7. Teach Them Empathy
Attune to them and their needs. When you provide a kind response to your child, you are demonstrating empathy. It’s also important to show them how you empathize with others. You can share your thoughts or even be strategic about narrating something you are seeing. “Oh my gosh, that little girl’s balloon just got caught in the breeze and blew away. I bet she is feeling really sad right now.”
8. Use Emotional Regulation Strategies
It’s kind of hard to be nice to people when you are struggling with your own big emotions like sadness, anger, jealousy, etc. So, we must teach our kids kindness by teaching them how to safely and appropriately manage their big emotions. This means using emotional regulation strategies like mindfulness, meditation, and journaling.
9. Expand Their Circle of Concern
Get your child thinking about other people. You can read stories like I mentioned earlier to get them thinking about or in the mind frame of how other people live. Volunteering your time to work with groups of people with different life circumstances or abilities can expose your child to other lives. You could also celebrate or learn about holidays, religions, and historical events to get them to consider people’s experiences outside their immediate circle.
10. Foster Kind Habits
Practice kindness in your lives and make these habits or traditions. Perhaps every time your child outgrows their clothes, or when the seasons change, you can pack their old clothes and donate them. Perhaps every Christmas, you put together a care package or present for a child their age that they can donate to a local refuge. Maybe you can send your old towels to a local animal shelter. You don’t need to spend lots of money; you can donate old or unused things or your time and effort. But involve your child in these acts to teach them kindness regularly.
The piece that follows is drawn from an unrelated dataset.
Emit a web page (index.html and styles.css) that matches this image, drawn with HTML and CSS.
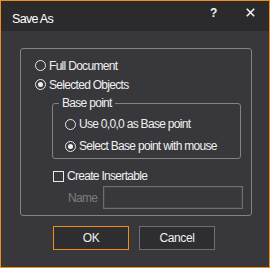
FILE: index.html
```html
<!DOCTYPE html>
<html>
<head>
<meta charset="utf-8">
<link rel="stylesheet" href="styles.css">
</head>
<body>
<div class="dialog">
  <div class="titlebar">
    <span class="title">Save As</span>
    <span class="help">?</span>
    <span class="close"><svg width="9" height="9" viewBox="0 0 9 9"><path d="M0.8 0.8 L8.2 8.2 M8.2 0.8 L0.8 8.2" stroke="#f2f2f2" stroke-width="1.6" fill="none"/></svg></span>
  </div>
  <div class="content">
    <div class="group outer">
      <div class="opt"><span class="radio"></span><span class="lbl">Full Document</span></div>
      <div class="opt"><span class="radio on"></span><span class="lbl">Selected Objects</span></div>
      <div class="group inner">
        <span class="legend">Base point</span>
        <div class="opt tall"><span class="radio"></span><span class="lbl">Use 0,0,0 as Base point</span></div>
        <div class="opt tall"><span class="radio on"></span><span class="lbl">Select Base point with mouse</span></div>
      </div>
      <div class="opt check"><span class="checkbox"></span><span class="lbl">Create Insertable</span></div>
      <div class="namerow"><span class="namelabel">Name</span><span class="input"></span></div>
    </div>
    <div class="buttons">
      <button class="btn primary">OK</button>
      <button class="btn">Cancel</button>
    </div>
  </div>
</div>
</body>
</html>
```
FILE: styles.css
```css
html, body {
  margin: 0;
  padding: 0;
  background: #38383c;
}
.dialog {
  width: 270px;
  height: 268px;
  box-sizing: border-box;
  border: 1px solid #f28c1a;
  background: #38383c;
  font-family: "Liberation Sans", Arial, sans-serif;
  font-size: 12px;
  letter-spacing: -0.7px;
  color: #f0f0f0;
  overflow: hidden;
}
.titlebar {
  height: 30px;
  background: #2b2b2e;
  display: flex;
  align-items: flex-start;
}
.title {
  flex: 1;
  padding: 11px 0 0 11px;
  line-height: 14px;
  font-size: 12.5px;
  color: #ffffff;
}
.help {
  margin: 5px 0 0 0;
  width: 10px;
  font-weight: bold;
  font-size: 12px;
  line-height: 14px;
  color: #f2f2f2;
  letter-spacing: 0;
}
.close {
  margin: 7px 14px 0 26px;
  width: 9px;
  height: 9px;
  display: flex;
}
.content {
  padding: 17px 0 0 19px;
}
.group {
  border: 1px solid #828282;
  border-radius: 3px;
  box-sizing: border-box;
  position: relative;
}
.outer {
  width: 232px;
  height: 168px;
  padding: 7px 0 0 14px;
}
.opt {
  height: 19px;
  display: flex;
  align-items: center;
}
.opt.tall {
  height: 22px;
}
.radio {
  width: 11px;
  height: 11px;
  box-sizing: border-box;
  border: 1px solid #e8e8e8;
  border-radius: 50%;
  margin-right: 3px;
  display: flex;
  align-items: center;
  justify-content: center;
  flex: none;
}
.radio.on::after {
  content: "";
  width: 5px;
  height: 5px;
  border-radius: 50%;
  background: #f0f0f0;
}
.inner {
  width: 189px;
  height: 56px;
  margin: 9px 0 0 17px;
  padding: 9px 0 0 12px;
}
.legend {
  position: absolute;
  top: -8px;
  left: 6px;
  padding: 0 3px;
  background: #38383c;
  line-height: 14px;
}
.check {
  height: 20px;
  margin: 7px 0 0 18px;
}
.checkbox {
  width: 11px;
  height: 11px;
  box-sizing: border-box;
  border: 1px solid #e8e8e8;
  margin-right: 3px;
  flex: none;
}
.namerow {
  display: flex;
  align-items: center;
  height: 23px;
  margin-left: 33px;
}
.namelabel {
  color: #7c7c7c;
  width: 35px;
}
.input {
  width: 140px;
  height: 23px;
  box-sizing: border-box;
  border: 1px solid #6e6e6e;
  box-shadow: inset 0 0 0 1px #444448;
  background: #38383c;
}
.buttons {
  display: flex;
  gap: 10px;
  margin: 10px 0 0 33px;
}
.btn {
  width: 76px;
  height: 24px;
  box-sizing: border-box;
  border: 1px solid #6e6e6e;
  background: #2e2e31;
  color: #f0f0f0;
  font-family: "Liberation Sans", Arial, sans-serif;
  font-size: 12px;
  letter-spacing: -0.4px;
  padding: 0;
}
.btn.primary {
  border-color: #f28c1a;
}
```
I don’t mean praise in the regular way that you probably think. It’s nice to say, “Good job, you were so kind to your cousin when you shared your toy,” but when we do this, we create a reliance on other people for our kids to feel good about themselves. Or they rely on this praise or expect it when they have been kind. This pretty much undermines the whole premise of being kind (doing something for the sake of it, not for the reward). Instead, ask them how they feel after a kind act. “Wow, how do you feel after donating all your old toys? How do you think the children who receive them might feel?” You are getting them thinking about their actions and the consequences and praising themselves, which helps them feel confident and pretty darn good about themselves.
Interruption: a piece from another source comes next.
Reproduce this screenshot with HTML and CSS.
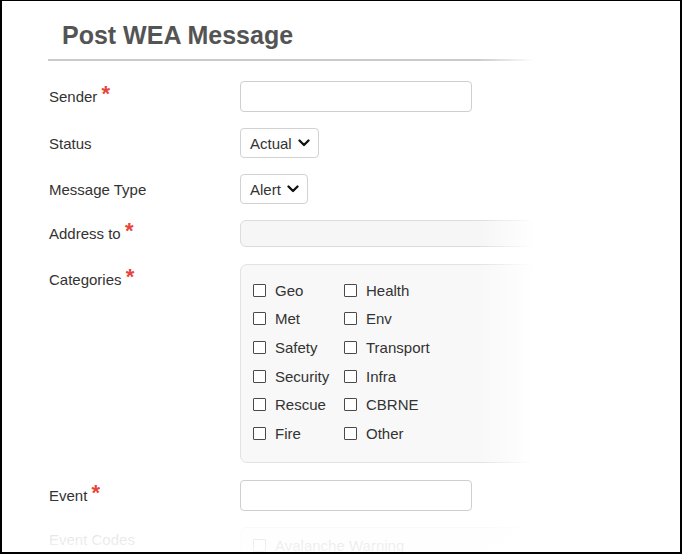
FILE: index.html
```html
<!DOCTYPE html>
<html>
<head>
<meta charset="utf-8">
<link rel="stylesheet" href="styles.css">
</head>
<body>
<div class="frame">
  <div class="title-wrap"><h1 class="title">Post WEA Message</h1></div>
  <form class="form">
    <div class="row r-sender">
      <label class="label">Sender <span class="req">*</span></label>
      <div class="input"></div>
    </div>
    <div class="row">
      <label class="label">Status</label>
      <div class="select">Actual <svg class="chev" width="12" height="8" viewBox="0 0 12 8"><polyline points="1.5,1.5 6,6 10.5,1.5" fill="none" stroke="#111" stroke-width="2.3" stroke-linecap="round" stroke-linejoin="round"/></svg></div>
    </div>
    <div class="row">
      <label class="label">Message Type</label>
      <div class="select">Alert <svg class="chev" width="12" height="8" viewBox="0 0 12 8"><polyline points="1.5,1.5 6,6 10.5,1.5" fill="none" stroke="#111" stroke-width="2.3" stroke-linecap="round" stroke-linejoin="round"/></svg></div>
    </div>
    <div class="row">
      <label class="label">Address to <span class="req">*</span></label>
      <div class="input wide grey"></div>
    </div>
    <div class="row top r-cat">
      <label class="label cat-label">Categories <span class="req">*</span></label>
      <div class="catbox">
        <div class="checks">
          <div class="chk"><span class="box"></span>Geo</div>
          <div class="chk"><span class="box"></span>Health</div>
          <div class="chk"><span class="box"></span>Met</div>
          <div class="chk"><span class="box"></span>Env</div>
          <div class="chk"><span class="box"></span>Safety</div>
          <div class="chk"><span class="box"></span>Transport</div>
          <div class="chk"><span class="box"></span>Security</div>
          <div class="chk"><span class="box"></span>Infra</div>
          <div class="chk"><span class="box"></span>Rescue</div>
          <div class="chk"><span class="box"></span>CBRNE</div>
          <div class="chk"><span class="box"></span>Fire</div>
          <div class="chk"><span class="box"></span>Other</div>
        </div>
      </div>
    </div>
    <div class="row r-event">
      <label class="label">Event <span class="req">*</span></label>
      <div class="input"></div>
    </div>
    <div class="row top">
      <label class="label codes-label">Event Codes</label>
      <div class="codebox">
        <div class="chk"><span class="box"></span>Avalanche Warning</div>
      </div>
    </div>
  </form>
  <div class="fade-right"></div>
  <div class="fade-bottom"></div>
</div>
</body>
</html>
```

FILE: styles.css
```css
* { box-sizing: border-box; }
html, body { margin: 0; padding: 0; background: #fff; }
body { font-family: "Liberation Sans", Arial, sans-serif; color: #333; }

.frame {
  position: relative;
  width: 682px;
  height: 554px;
  border-style: solid;
  border-color: #000;
  border-width: 1px 2px 2px 2px;
  overflow: hidden;
  background: #fff;
}

.title-wrap {
  margin-left: 46px;
  padding: 20px 0 9px 14px;
  border-bottom: 2px solid #cbcbcb;
}
.title {
  margin: 0;
  font-size: 25px;
  line-height: 29px;
  font-weight: bold;
  color: #545454;
}

.form {
  padding-left: 47px;
  display: flex;
  flex-direction: column;
  gap: 16px;
  margin-top: 20px;
}
.row { display: flex; align-items: center; }
.row.top { align-items: flex-start; }
.r-cat { margin-top: 1px; }
.r-event { margin-top: 1px; }

.label {
  width: 191px;
  flex: none;
  font-size: 15px;
  color: #333;
}
.cat-label { padding-top: 7px; }
.codes-label { padding-top: 4px; }

.req {
  color: #e8443a;
  font-weight: bold;
  font-size: 22px;
  line-height: 0;
  position: relative;
  top: -1px;
  margin-left: 0;
}

.input {
  width: 232px;
  height: 31px;
  border: 1px solid #cfcfcf;
  border-radius: 4px;
  background: #fff;
}
.input.wide { width: 420px; height: 27px; }
.input.grey { background: #f6f6f6; border-color: #dcdcdc; border-radius: 6px; }
.r-event .input { height: 31px; }

.select {
  height: 30px;
  display: inline-flex;
  align-items: center;
  gap: 6px;
  padding: 0 8px 0 9px;
  border: 1px solid #d2d2d2;
  border-radius: 4px;
  font-size: 15px;
  color: #333;
}
.chev { display: block; }

.catbox {
  width: 420px;
  height: 199px;
  background: #f8f8f8;
  border: 1px solid #e2e2e2;
  border-radius: 7px;
  padding: 11px 0 0 12px;
}
.checks {
  display: grid;
  grid-template-columns: 74px auto;
  column-gap: 17px;
  grid-auto-rows: 28.6px;
}
.chk {
  display: flex;
  align-items: center;
  font-size: 15px;
  color: #333;
}
.box {
  width: 13px;
  height: 13px;
  border: 1px solid #4a4a4a;
  border-radius: 1px;
  background: #fff;
  margin-right: 9px;
  flex: none;
}

.codebox {
  width: 420px;
  height: 60px;
  background: #f8f8f8;
  border: 1px solid #e2e2e2;
  border-radius: 7px;
  padding: 9px 0 0 12px;
}

.fade-right {
  position: absolute;
  top: 0;
  bottom: 0;
  left: 476px;
  right: 0;
  background: linear-gradient(to right, rgba(255,255,255,0) 0px, #fff 56px);
}
.fade-bottom {
  position: absolute;
  left: 0;
  right: 0;
  top: 512px;
  bottom: 0;
  background: linear-gradient(to bottom, rgba(255,255,255,0) 0px, rgba(255,255,255,0.86) 16px, rgba(255,255,255,0.94) 40px);
}
```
Although kindness is something ingrained in our kids, it’s essential that we actively encourage it. Not only will teaching them kindness help your child feel good for helping and making a positive change in the community or the people in their lives, but they will also feel good about themselves. Remember when I first said parents generally want two things for their kids? That they will be happy and have raised a “good” human? Helping your child become kind will fulfill these and help them experience positive well-being, relationships, and general happiness. A win-win!